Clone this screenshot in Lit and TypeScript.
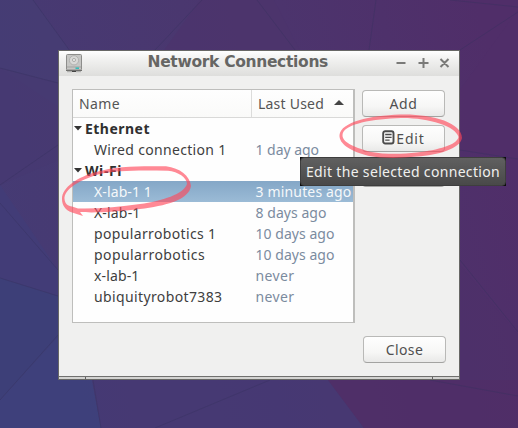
import { LitElement, html, svg, css } from "lit";
import { customElement, property } from "lit/decorators.js";
import { classMap } from "lit/directives/class-map.js";

/** A label whose tracking is adjusted so that it spans a given width. */
@customElement("fit-label")
class FitLabel extends LitElement {
  @property() text = "";
  @property({ type: Number }) span = 0;
  static styles = css`
    :host { display: inline-block; white-space: pre; }
  `;
  render() {
    return html`<span>${this.text}</span>`;
  }
  updated() {
    const el = this.renderRoot.querySelector("span") as HTMLElement;
    el.style.letterSpacing = "0px";
    const natural = el.getBoundingClientRect().width;
    el.style.letterSpacing = `${(this.span - natural) / this.text.length}px`;
  }
}

type Row = { name: string; w: number; used?: string; uw?: number; group?: boolean; selected?: boolean };

const rows: Row[] = [
  { name: "Ethernet", w: 65, group: true },
  { name: "Wired connection 1", w: 132.5, used: "1 day ago", uw: 63.5 },
  { name: "Wi-Fi", w: 37, group: true },
  { name: "X-lab-1 1", w: 58, used: "3 minutes ago", uw: 96, selected: true },
  { name: "X-lab-1", w: 46.5, used: "8 days ago", uw: 71 },
  { name: "popularrobotics 1", w: 122.5, used: "10 days ago", uw: 79 },
  { name: "popularrobotics", w: 111, used: "10 days ago", uw: 79 },
  { name: "x-lab-1", w: 45.5, used: "never", uw: 39 },
  { name: "ubiquityrobot7383", w: 128.5, used: "never", uw: 39 },
];

@customElement("app-root")
class AppRoot extends LitElement {
  static styles = css`
    :host {
      display: block;
      position: relative;
      width: 518px;
      height: 428px;
      overflow: hidden;
      font: 14px/21px "Noto Sans", sans-serif;
      color: #3c3c3c;
    }
    * { box-sizing: border-box; }
    svg { display: block; flex: none; }
    .wallpaper, .marks { position: absolute; inset: 0; }
    .marks { pointer-events: none; }
    .desktop { position: relative; padding: 50px 0 0 58px; }
    .window {
      width: 402px;
      height: 330px;
      border: 1px solid #686866;
      background: #f0f0ef;
      display: flex;
      flex-direction: column;
    }
    .titlebar {
      height: 25px;
      display: flex;
      align-items: center;
      background: linear-gradient(#fff 0, #f4f4f3 25%, #dededc 100%);
      color: #666664;
    }
    .app-icon { margin-left: 7px; }
    .title {
      font: bold 15.5px/23px "DejaVu Sans", sans-serif;
      margin: 0 0 2px 65.5px;
      flex: 1;
    }
    .controls { margin: 0 8px 2px 0; }
    .content { flex: 1; display: flex; padding: 13px 13px 0; }
    .list {
      width: 283px;
      height: 234px;
      border: 1px solid #bebebc;
      border-right-width: 2px;
      background: #fefefe;
    }
    .head {
      display: flex;
      height: 28px;
      line-height: 28px;
      border-bottom: 1px solid #d9d9d8;
      background: linear-gradient(#fefefe, #fafaf9);
      color: #555;
    }
    .col-name { width: 179px; padding-left: 6px; border-right: 1px solid #dcdcdb; }
    .col-used { flex: 1; display: flex; align-items: center; padding-left: 6px; }
    .up { margin: 0 0 3px 10px; }
    .row { display: flex; height: 21px; color: #3e3e3e; }
    .name { width: 182.5px; padding-left: 21px; }
    .used { color: #7b8b9e; white-space: nowrap; }
    .group { font-weight: bold; color: #303030; }
    .group .name { display: flex; padding-left: 1px; }
    .tri { margin: 8px 3px 0 0; }
    .selected { background: linear-gradient(#84a7c7, #9bbbd6); color: #f5f8fa; }
    .selected .used { color: #f5f8fa; }
    .buttons { display: flex; flex-direction: column; margin-left: 7px; width: 83px; }
    .button {
      width: 83px;
      height: 27px;
      flex: none;
      display: flex;
      align-items: center;
      justify-content: center;
      border: 1px solid #b9b9b7;
      border-bottom-color: #a3a3a1;
      border-radius: 4px;
      background: linear-gradient(#fefefe, #f7f7f6 60%, #e9e9e8);
      color: #505050;
      margin-bottom: 8px;
    }
    .button.add { margin-top: 1px; }
    .button.close { margin: 141px 0 0 1px; }
    .note { margin: 0 1px 2px 0; }
    .grip {
      height: 3px;
      display: flex;
      border-top: 1px solid #70706e;
      background: #d3d3d1;
    }
    .grip i { width: 26px; }
    .grip b { flex: 1; border: solid #60605e; border-width: 0 1px; }
    .corners { position: absolute; left: 300px; top: 157px; width: 206px; height: 29px; background: #0c0c0c; }
    .tooltip {
      height: 29px;
      border-radius: 4px;
      border: 1px solid #3e3e3e;
      background: linear-gradient(#606060, #494949);
      color: #f0f0ee;
      line-height: 28px;
      padding-left: 5px;
    }
  `;

  wallpaper() {
    const faces: [string, string][] = [
      ["0,0 33,0 78,62 78,120 0,68", "#463d74"],
      ["0,68 58,83 58,160 0,185", "#473971"],
      ["0,185 0,278 58,296 58,270", "#423e78"],
      ["0,278 58,296 58,337 0,400", "#3b427a"],
      ["0,400 58,337 92,380 101,428 0,428", "#3c437d"],
      ["92,380 328,380 364,428 101,428", "#453a74"],
      ["328,380 518,380 518,428 364,428", "#502d67"],
      ["200,0 274,0 310,70 150,70", "#4c346c"],
      ["460,90 518,10 518,160 460,150", "#502f69"],
      ["460,265 518,335 518,380 460,380", "#4e306a"],
    ];
    const lines = [
      "M0 68L58 83", "M0 185L58 145", "M0 203L58 270", "M0 278L58 296", "M0 400L58 335",
      "M33 0L78 62", "M202 0L155 50", "M257 0L295 50", "M376 0L369 50",
      "M460 50L518 12", "M450 0L518 7", "M460 150L518 159", "M460 260L518 332",
      "M93 380L101 428", "M155 428L270 380", "M430 380L518 396",
    ];
    return html`<svg class="wallpaper" width="518" height="428">
      <defs>
        <linearGradient id="base" x1="0" y1="0.6" x2="1" y2="0.4">
          <stop offset="0" stop-color="#453b74" /><stop offset=".45" stop-color="#4a376f" />
          <stop offset="1" stop-color="#502e69" />
        </linearGradient>
      </defs>
      <rect width="518" height="428" fill="url(#base)" />
      ${faces.map(([p, f]) => svg`<polygon points=${p} fill=${f} opacity=".75" />`)}
      ${lines.map((d) => svg`<path d=${d} stroke="#36315f" stroke-opacity=".4" fill="none" />`)}
    </svg>`;
  }

  row(r: Row) {
    return html`<div class=${classMap({ row: true, group: !!r.group, selected: !!r.selected })}>
      <div class="name">
        ${r.group ? html`<svg class="tri" width="8" height="5"><path d="M0 0H8L4 4.5Z" fill="#333" /></svg>` : ""}
        <fit-label .text=${r.name} .span=${r.w}></fit-label>
      </div>
      <div class="used">${r.used ? html`<fit-label .text=${r.used} .span=${r.uw!}></fit-label>` : ""}</div>
    </div>`;
  }

  render() {
    return html`
      ${this.wallpaper()}
      <div class="desktop">
        <div class="window">
          <div class="titlebar">
            <svg class="app-icon" width="16" height="19" viewBox="0 0 16 19">
              <rect x=".5" y=".5" width="15" height="15.5" rx="1" fill="#c6c6c4" stroke="#8d8d8b" />
              <circle cx="8" cy="6.3" r="4.6" fill="#d9d9d7" stroke="#ababa9" stroke-width=".8" />
              <circle cx="8" cy="6" r="1.6" fill="#e6e6e4" stroke="#a2a2a0" stroke-width=".8" />
              <path d="M1 13H15" stroke="#a3a3a1" />
              <path d="M9.5 14.2H13" stroke="#35bcb9" stroke-width="1.6" />
              <path d="M0 16.5H16" stroke="#6f6f6d" /><path d="M6 17.5H10" stroke="#444" />
              <path d="M1 17.7H6M10 17.7H15" stroke="#a5a5a3" />
            </svg>
            <div class="title"><fit-label .text=${"Network Connections"} .span=${180.5}></fit-label></div>
            <svg class="controls" width="56" height="16" viewBox="0 0 56 16" fill="none" stroke="#7a7a78" stroke-width="2">
              <path d="M1.5 8H10.5M23.5 8H33.5M28.5 3V13M45.5 4L53.5 12M53.5 4L45.5 12" />
            </svg>
          </div>
          <div class="content">
            <div class="list">
              <div class="head">
                <div class="col-name"><fit-label .text=${"Name"} .span=${41}></fit-label></div>
                <div class="col-used">
                  <fit-label .text=${"Last Used"} .span=${66}></fit-label>
                  <svg class="up" width="10" height="5"><path d="M0 5H10L5 0Z" fill="#444" /></svg>
                </div>
              </div>
              ${rows.map((r) => this.row(r))}
            </div>
            <div class="buttons">
              <div class="button add"><fit-label .text=${"Add"} .span=${28}></fit-label></div>
              <div class="button">
                <svg class="note" width="13" height="15" viewBox="0 0 13 15" fill="none" stroke="#4b4b4b">
                  <rect x="1.2" y="1.2" width="10.3" height="12.3" rx="2" stroke-width="1.9" />
                  <path d="M3.2 4.5H9.6M3.2 7.3H9.6M3.2 10.1H7.6" stroke-width="1.3" />
                </svg>
                <fit-label .text=${"Edit"} .span=${28.5}></fit-label>
              </div>
              <div class="button"></div>
              <div class="button close"><fit-label .text=${"Close"} .span=${37.5}></fit-label></div>
            </div>
          </div>
          <div class="grip"><i></i><b></b><i></i></div>
        </div>
      </div>
      <div class="corners"><div class="tooltip"><fit-label .text=${"Edit the selected connection"} .span=${194}></fit-label></div></div>
      <svg class="marks" width="518" height="428" fill="#ff4659" fill-opacity=".64">
        <path fill-rule="evenodd" d="M83 216L72 212.5C65 210 62 205 62 199C62 187 78 177 96 172C116 166 140 166 166 166.3C180 168 190 176 191 186C189 200 165 206 140 209C116 212 93 213 80 212ZM78 208.5C98 209 120 207 140 204C162 201 184 194 187 184C187 178 178 171.5 168 170.8C140 170.5 118 170 98 174.5C80 180 64 189 64.5 199C65 204 68 206 72 206.5Z" />
        <path fill-rule="evenodd" d="M369 156C350 151 339 144 339.5 135C341 122 370 115.500 400 114.500C430 113.500 462 122 462 138C460 149 438 155 417 156.500C400 158.500 382 158.500 369 156ZM371 152C385 154.500 402 154.300 417 152.500C438 150 457 145 458.500 137C456 126 427 117.500 401 118C374 119 343 123.500 342.500 135C342 143 357 148 371 152Z" />
      </svg>`;
  }
}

◇ ◇ ◇ ◇ ◇ ◇ ◇

EXERCISE BRIEF: Scan the listing above and identify each line holding the string "this"; copy every such line.

TASK RESPONSE:
Clone this screenshot in Lit and TypeScript.
    return html`<span>${this.text}</span>`;
    const el = this.renderRoot.querySelector("span") as HTMLElement;
    el.style.letterSpacing = `${(this.span - natural) / this.text.length}px`;
      ${this.wallpaper()}
              ${rows.map((r) => this.row(r))}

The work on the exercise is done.